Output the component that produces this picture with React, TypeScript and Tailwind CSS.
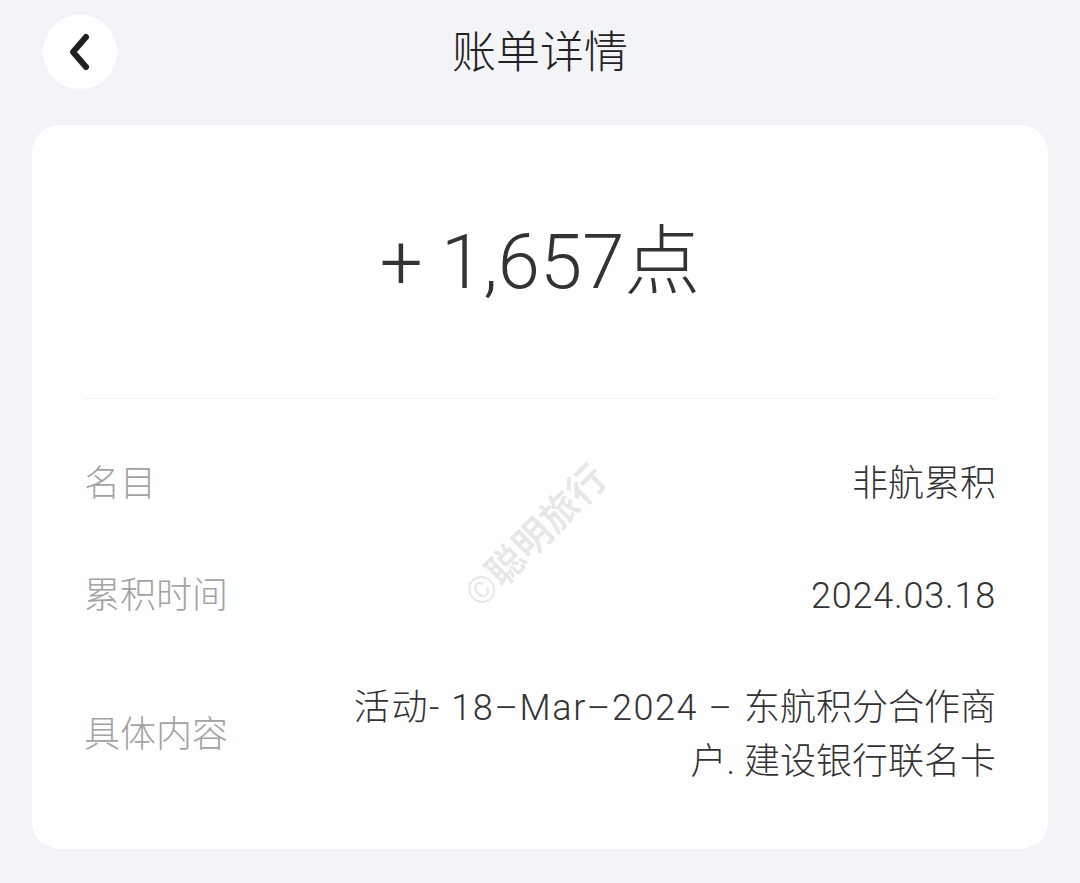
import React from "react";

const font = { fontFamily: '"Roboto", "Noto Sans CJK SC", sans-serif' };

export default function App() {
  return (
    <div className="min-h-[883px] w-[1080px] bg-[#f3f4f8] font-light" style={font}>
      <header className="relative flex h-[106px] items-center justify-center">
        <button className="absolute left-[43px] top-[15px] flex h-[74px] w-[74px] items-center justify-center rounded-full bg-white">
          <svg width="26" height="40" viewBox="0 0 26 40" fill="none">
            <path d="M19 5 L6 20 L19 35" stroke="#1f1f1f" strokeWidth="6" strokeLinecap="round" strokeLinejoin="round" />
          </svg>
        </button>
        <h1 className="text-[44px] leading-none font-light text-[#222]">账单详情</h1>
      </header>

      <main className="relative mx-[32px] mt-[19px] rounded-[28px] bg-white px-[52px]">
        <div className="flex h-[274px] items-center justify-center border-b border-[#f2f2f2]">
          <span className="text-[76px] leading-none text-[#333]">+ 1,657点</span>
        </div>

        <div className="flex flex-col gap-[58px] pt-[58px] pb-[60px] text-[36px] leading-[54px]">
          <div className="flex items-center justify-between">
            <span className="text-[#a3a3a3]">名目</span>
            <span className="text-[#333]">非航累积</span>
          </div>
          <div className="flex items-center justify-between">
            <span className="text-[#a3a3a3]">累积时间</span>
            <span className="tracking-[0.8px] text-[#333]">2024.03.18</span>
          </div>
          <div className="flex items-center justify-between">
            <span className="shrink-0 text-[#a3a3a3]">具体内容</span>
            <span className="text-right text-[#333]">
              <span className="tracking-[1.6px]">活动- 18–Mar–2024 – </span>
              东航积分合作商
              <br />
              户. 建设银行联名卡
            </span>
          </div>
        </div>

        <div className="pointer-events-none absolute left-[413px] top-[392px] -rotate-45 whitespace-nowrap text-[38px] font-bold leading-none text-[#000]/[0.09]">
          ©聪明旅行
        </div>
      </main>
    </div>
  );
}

Goal of the exercise ::
Repeat the lines above exactly, and keep every picture out.

Response ::
Output the component that produces this picture with React, TypeScript and Tailwind CSS.
import React from "react";

const font = { fontFamily: '"Roboto", "Noto Sans CJK SC", sans-serif' };

export default function App() {
  return (
    <div className="min-h-[883px] w-[1080px] bg-[#f3f4f8] font-light" style={font}>
      <header className="relative flex h-[106px] items-center justify-center">
        <button className="absolute left-[43px] top-[15px] flex h-[74px] w-[74px] items-center justify-center rounded-full bg-white">
          <svg width="26" height="40" viewBox="0 0 26 40" fill="none">
            <path d="M19 5 L6 20 L19 35" stroke="#1f1f1f" strokeWidth="6" strokeLinecap="round" strokeLinejoin="round" />
          </svg>
        </button>
        <h1 className="text-[44px] leading-none font-light text-[#222]">账单详情</h1>
      </header>

      <main className="relative mx-[32px] mt-[19px] rounded-[28px] bg-white px-[52px]">
        <div className="flex h-[274px] items-center justify-center border-b border-[#f2f2f2]">
          <span className="text-[76px] leading-none text-[#333]">+ 1,657点</span>
        </div>

        <div className="flex flex-col gap-[58px] pt-[58px] pb-[60px] text-[36px] leading-[54px]">
          <div className="flex items-center justify-between">
            <span className="text-[#a3a3a3]">名目</span>
            <span className="text-[#333]">非航累积</span>
          </div>
          <div className="flex items-center justify-between">
            <span className="text-[#a3a3a3]">累积时间</span>
            <span className="tracking-[0.8px] text-[#333]">2024.03.18</span>
          </div>
          <div className="flex items-center justify-between">
            <span className="shrink-0 text-[#a3a3a3]">具体内容</span>
            <span className="text-right text-[#333]">
              <span className="tracking-[1.6px]">活动- 18–Mar–2024 – </span>
              东航积分合作商
              <br />
              户. 建设银行联名卡
            </span>
          </div>
        </div>

        <div className="pointer-events-none absolute left-[413px] top-[392px] -rotate-45 whitespace-nowrap text-[38px] font-bold leading-none text-[#000]/[0.09]">
          ©聪明旅行
        </div>
      </main>
    </div>
  );
}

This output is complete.